* _INSTRUCTIONS TO FOLLOW_
Output the material beneath exactly, leaving nothing out.

********

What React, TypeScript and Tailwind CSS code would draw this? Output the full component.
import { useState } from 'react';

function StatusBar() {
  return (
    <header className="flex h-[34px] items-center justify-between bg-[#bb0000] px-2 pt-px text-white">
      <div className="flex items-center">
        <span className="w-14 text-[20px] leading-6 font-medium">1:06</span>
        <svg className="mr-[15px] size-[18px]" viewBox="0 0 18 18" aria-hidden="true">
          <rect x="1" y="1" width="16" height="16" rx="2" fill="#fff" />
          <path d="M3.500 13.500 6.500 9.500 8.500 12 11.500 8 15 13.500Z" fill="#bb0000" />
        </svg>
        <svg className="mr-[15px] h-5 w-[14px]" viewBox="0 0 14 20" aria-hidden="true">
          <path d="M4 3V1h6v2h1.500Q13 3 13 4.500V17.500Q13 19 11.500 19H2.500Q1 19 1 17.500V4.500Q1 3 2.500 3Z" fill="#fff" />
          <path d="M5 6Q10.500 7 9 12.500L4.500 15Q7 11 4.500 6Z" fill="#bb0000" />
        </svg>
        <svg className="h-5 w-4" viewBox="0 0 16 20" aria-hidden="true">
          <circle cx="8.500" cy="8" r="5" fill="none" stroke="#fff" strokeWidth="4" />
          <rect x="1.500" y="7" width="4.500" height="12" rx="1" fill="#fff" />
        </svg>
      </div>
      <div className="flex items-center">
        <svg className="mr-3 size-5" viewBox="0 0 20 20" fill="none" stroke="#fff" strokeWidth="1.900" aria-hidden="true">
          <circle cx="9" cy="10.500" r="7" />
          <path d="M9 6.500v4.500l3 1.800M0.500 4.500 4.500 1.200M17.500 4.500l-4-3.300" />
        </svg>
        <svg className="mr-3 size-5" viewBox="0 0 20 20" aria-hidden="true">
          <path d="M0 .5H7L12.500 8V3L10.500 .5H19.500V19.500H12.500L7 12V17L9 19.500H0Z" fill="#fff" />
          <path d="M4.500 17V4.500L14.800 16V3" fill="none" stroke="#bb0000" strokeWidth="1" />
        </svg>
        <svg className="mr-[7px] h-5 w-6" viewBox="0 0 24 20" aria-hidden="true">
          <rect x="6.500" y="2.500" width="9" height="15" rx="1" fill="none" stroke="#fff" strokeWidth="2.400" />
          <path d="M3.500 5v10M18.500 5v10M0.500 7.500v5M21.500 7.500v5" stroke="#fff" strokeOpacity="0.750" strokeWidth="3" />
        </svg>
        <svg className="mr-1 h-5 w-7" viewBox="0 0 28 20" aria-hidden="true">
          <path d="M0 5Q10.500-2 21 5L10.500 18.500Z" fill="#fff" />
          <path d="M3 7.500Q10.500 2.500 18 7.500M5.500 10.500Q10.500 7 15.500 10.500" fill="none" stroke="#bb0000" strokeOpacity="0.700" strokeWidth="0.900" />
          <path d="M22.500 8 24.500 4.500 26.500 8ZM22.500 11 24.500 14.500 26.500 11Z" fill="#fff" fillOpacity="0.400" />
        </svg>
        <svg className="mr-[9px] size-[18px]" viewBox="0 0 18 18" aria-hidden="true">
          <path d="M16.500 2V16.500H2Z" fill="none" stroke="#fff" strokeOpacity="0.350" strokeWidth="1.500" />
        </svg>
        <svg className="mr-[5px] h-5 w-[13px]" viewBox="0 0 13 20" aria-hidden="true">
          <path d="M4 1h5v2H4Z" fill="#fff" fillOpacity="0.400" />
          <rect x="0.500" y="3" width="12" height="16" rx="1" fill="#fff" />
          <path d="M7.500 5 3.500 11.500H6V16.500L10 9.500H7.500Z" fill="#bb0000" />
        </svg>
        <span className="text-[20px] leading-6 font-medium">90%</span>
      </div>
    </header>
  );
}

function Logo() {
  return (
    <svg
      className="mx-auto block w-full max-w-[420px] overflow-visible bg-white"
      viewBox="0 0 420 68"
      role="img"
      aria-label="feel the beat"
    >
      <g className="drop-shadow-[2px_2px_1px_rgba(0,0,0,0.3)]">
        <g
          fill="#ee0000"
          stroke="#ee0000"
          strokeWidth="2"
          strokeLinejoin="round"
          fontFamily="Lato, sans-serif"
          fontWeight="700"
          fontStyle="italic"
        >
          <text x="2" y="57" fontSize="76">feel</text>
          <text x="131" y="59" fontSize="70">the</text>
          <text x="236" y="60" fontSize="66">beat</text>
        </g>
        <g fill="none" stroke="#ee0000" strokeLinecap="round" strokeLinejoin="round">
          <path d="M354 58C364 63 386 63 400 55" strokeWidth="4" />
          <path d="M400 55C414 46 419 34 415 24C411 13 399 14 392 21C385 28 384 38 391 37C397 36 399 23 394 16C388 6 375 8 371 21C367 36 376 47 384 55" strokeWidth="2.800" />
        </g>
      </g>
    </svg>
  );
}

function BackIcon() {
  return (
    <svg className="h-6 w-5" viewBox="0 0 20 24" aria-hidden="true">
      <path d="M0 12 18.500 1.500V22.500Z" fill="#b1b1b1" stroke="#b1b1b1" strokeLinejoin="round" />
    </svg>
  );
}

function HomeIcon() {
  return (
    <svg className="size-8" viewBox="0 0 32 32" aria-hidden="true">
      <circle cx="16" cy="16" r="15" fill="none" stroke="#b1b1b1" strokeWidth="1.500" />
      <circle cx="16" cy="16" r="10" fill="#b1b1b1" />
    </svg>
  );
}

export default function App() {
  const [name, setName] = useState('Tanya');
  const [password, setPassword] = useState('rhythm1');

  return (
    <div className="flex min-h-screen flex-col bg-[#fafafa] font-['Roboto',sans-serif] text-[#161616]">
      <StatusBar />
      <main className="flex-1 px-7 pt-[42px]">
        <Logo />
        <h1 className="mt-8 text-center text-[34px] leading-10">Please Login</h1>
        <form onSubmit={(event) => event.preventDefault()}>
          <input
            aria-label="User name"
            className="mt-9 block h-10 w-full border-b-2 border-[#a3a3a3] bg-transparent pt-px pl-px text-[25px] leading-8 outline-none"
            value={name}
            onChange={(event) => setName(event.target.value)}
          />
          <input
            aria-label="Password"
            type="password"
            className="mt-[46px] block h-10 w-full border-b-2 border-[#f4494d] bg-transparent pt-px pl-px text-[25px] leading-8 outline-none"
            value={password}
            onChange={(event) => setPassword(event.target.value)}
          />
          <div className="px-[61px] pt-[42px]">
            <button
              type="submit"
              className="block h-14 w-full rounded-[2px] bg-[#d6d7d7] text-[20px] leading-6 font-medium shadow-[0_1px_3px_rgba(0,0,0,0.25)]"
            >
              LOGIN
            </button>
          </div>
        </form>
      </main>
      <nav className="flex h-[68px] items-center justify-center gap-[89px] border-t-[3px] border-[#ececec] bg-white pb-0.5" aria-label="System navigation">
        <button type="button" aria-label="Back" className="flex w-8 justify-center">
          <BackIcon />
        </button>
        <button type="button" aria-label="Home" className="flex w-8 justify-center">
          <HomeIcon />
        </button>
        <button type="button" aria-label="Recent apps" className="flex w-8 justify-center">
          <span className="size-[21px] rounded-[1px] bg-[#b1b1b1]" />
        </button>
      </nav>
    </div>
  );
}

********

* _TASK SOLUTION_
What React, TypeScript and Tailwind CSS code would draw this? Output the full component.
import { useState } from 'react';

function StatusBar() {
  return (
    <header className="flex h-[34px] items-center justify-between bg-[#bb0000] px-2 pt-px text-white">
      <div className="flex items-center">
        <span className="w-14 text-[20px] leading-6 font-medium">1:06</span>
        <svg className="mr-[15px] size-[18px]" viewBox="0 0 18 18" aria-hidden="true">
          <rect x="1" y="1" width="16" height="16" rx="2" fill="#fff" />
          <path d="M3.500 13.500 6.500 9.500 8.500 12 11.500 8 15 13.500Z" fill="#bb0000" />
        </svg>
        <svg className="mr-[15px] h-5 w-[14px]" viewBox="0 0 14 20" aria-hidden="true">
          <path d="M4 3V1h6v2h1.500Q13 3 13 4.500V17.500Q13 19 11.500 19H2.500Q1 19 1 17.500V4.500Q1 3 2.500 3Z" fill="#fff" />
          <path d="M5 6Q10.500 7 9 12.500L4.500 15Q7 11 4.500 6Z" fill="#bb0000" />
        </svg>
        <svg className="h-5 w-4" viewBox="0 0 16 20" aria-hidden="true">
          <circle cx="8.500" cy="8" r="5" fill="none" stroke="#fff" strokeWidth="4" />
          <rect x="1.500" y="7" width="4.500" height="12" rx="1" fill="#fff" />
        </svg>
      </div>
      <div className="flex items-center">
        <svg className="mr-3 size-5" viewBox="0 0 20 20" fill="none" stroke="#fff" strokeWidth="1.900" aria-hidden="true">
          <circle cx="9" cy="10.500" r="7" />
          <path d="M9 6.500v4.500l3 1.800M0.500 4.500 4.500 1.200M17.500 4.500l-4-3.300" />
        </svg>
        <svg className="mr-3 size-5" viewBox="0 0 20 20" aria-hidden="true">
          <path d="M0 .5H7L12.500 8V3L10.500 .5H19.500V19.500H12.500L7 12V17L9 19.500H0Z" fill="#fff" />
          <path d="M4.500 17V4.500L14.800 16V3" fill="none" stroke="#bb0000" strokeWidth="1" />
        </svg>
        <svg className="mr-[7px] h-5 w-6" viewBox="0 0 24 20" aria-hidden="true">
          <rect x="6.500" y="2.500" width="9" height="15" rx="1" fill="none" stroke="#fff" strokeWidth="2.400" />
          <path d="M3.500 5v10M18.500 5v10M0.500 7.500v5M21.500 7.500v5" stroke="#fff" strokeOpacity="0.750" strokeWidth="3" />
        </svg>
        <svg className="mr-1 h-5 w-7" viewBox="0 0 28 20" aria-hidden="true">
          <path d="M0 5Q10.500-2 21 5L10.500 18.500Z" fill="#fff" />
          <path d="M3 7.500Q10.500 2.500 18 7.500M5.500 10.500Q10.500 7 15.500 10.500" fill="none" stroke="#bb0000" strokeOpacity="0.700" strokeWidth="0.900" />
          <path d="M22.500 8 24.500 4.500 26.500 8ZM22.500 11 24.500 14.500 26.500 11Z" fill="#fff" fillOpacity="0.400" />
        </svg>
        <svg className="mr-[9px] size-[18px]" viewBox="0 0 18 18" aria-hidden="true">
          <path d="M16.500 2V16.500H2Z" fill="none" stroke="#fff" strokeOpacity="0.350" strokeWidth="1.500" />
        </svg>
        <svg className="mr-[5px] h-5 w-[13px]" viewBox="0 0 13 20" aria-hidden="true">
          <path d="M4 1h5v2H4Z" fill="#fff" fillOpacity="0.400" />
          <rect x="0.500" y="3" width="12" height="16" rx="1" fill="#fff" />
          <path d="M7.500 5 3.500 11.500H6V16.500L10 9.500H7.500Z" fill="#bb0000" />
        </svg>
        <span className="text-[20px] leading-6 font-medium">90%</span>
      </div>
    </header>
  );
}

function Logo() {
  return (
    <svg
      className="mx-auto block w-full max-w-[420px] overflow-visible bg-white"
      viewBox="0 0 420 68"
      role="img"
      aria-label="feel the beat"
    >
      <g className="drop-shadow-[2px_2px_1px_rgba(0,0,0,0.3)]">
        <g
          fill="#ee0000"
          stroke="#ee0000"
          strokeWidth="2"
          strokeLinejoin="round"
          fontFamily="Lato, sans-serif"
          fontWeight="700"
          fontStyle="italic"
        >
          <text x="2" y="57" fontSize="76">feel</text>
          <text x="131" y="59" fontSize="70">the</text>
          <text x="236" y="60" fontSize="66">beat</text>
        </g>
        <g fill="none" stroke="#ee0000" strokeLinecap="round" strokeLinejoin="round">
          <path d="M354 58C364 63 386 63 400 55" strokeWidth="4" />
          <path d="M400 55C414 46 419 34 415 24C411 13 399 14 392 21C385 28 384 38 391 37C397 36 399 23 394 16C388 6 375 8 371 21C367 36 376 47 384 55" strokeWidth="2.800" />
        </g>
      </g>
    </svg>
  );
}

function BackIcon() {
  return (
    <svg className="h-6 w-5" viewBox="0 0 20 24" aria-hidden="true">
      <path d="M0 12 18.500 1.500V22.500Z" fill="#b1b1b1" stroke="#b1b1b1" strokeLinejoin="round" />
    </svg>
  );
}

function HomeIcon() {
  return (
    <svg className="size-8" viewBox="0 0 32 32" aria-hidden="true">
      <circle cx="16" cy="16" r="15" fill="none" stroke="#b1b1b1" strokeWidth="1.500" />
      <circle cx="16" cy="16" r="10" fill="#b1b1b1" />
    </svg>
  );
}

export default function App() {
  const [name, setName] = useState('Tanya');
  const [password, setPassword] = useState('rhythm1');

  return (
    <div className="flex min-h-screen flex-col bg-[#fafafa] font-['Roboto',sans-serif] text-[#161616]">
      <StatusBar />
      <main className="flex-1 px-7 pt-[42px]">
        <Logo />
        <h1 className="mt-8 text-center text-[34px] leading-10">Please Login</h1>
        <form onSubmit={(event) => event.preventDefault()}>
          <input
            aria-label="User name"
            className="mt-9 block h-10 w-full border-b-2 border-[#a3a3a3] bg-transparent pt-px pl-px text-[25px] leading-8 outline-none"
            value={name}
            onChange={(event) => setName(event.target.value)}
          />
          <input
            aria-label="Password"
            type="password"
            className="mt-[46px] block h-10 w-full border-b-2 border-[#f4494d] bg-transparent pt-px pl-px text-[25px] leading-8 outline-none"
            value={password}
            onChange={(event) => setPassword(event.target.value)}
          />
          <div className="px-[61px] pt-[42px]">
            <button
              type="submit"
              className="block h-14 w-full rounded-[2px] bg-[#d6d7d7] text-[20px] leading-6 font-medium shadow-[0_1px_3px_rgba(0,0,0,0.25)]"
            >
              LOGIN
            </button>
          </div>
        </form>
      </main>
      <nav className="flex h-[68px] items-center justify-center gap-[89px] border-t-[3px] border-[#ececec] bg-white pb-0.5" aria-label="System navigation">
        <button type="button" aria-label="Back" className="flex w-8 justify-center">
          <BackIcon />
        </button>
        <button type="button" aria-label="Home" className="flex w-8 justify-center">
          <HomeIcon />
        </button>
        <button type="button" aria-label="Recent apps" className="flex w-8 justify-center">
          <span className="size-[21px] rounded-[1px] bg-[#b1b1b1]" />
        </button>
      </nav>
    </div>
  );
}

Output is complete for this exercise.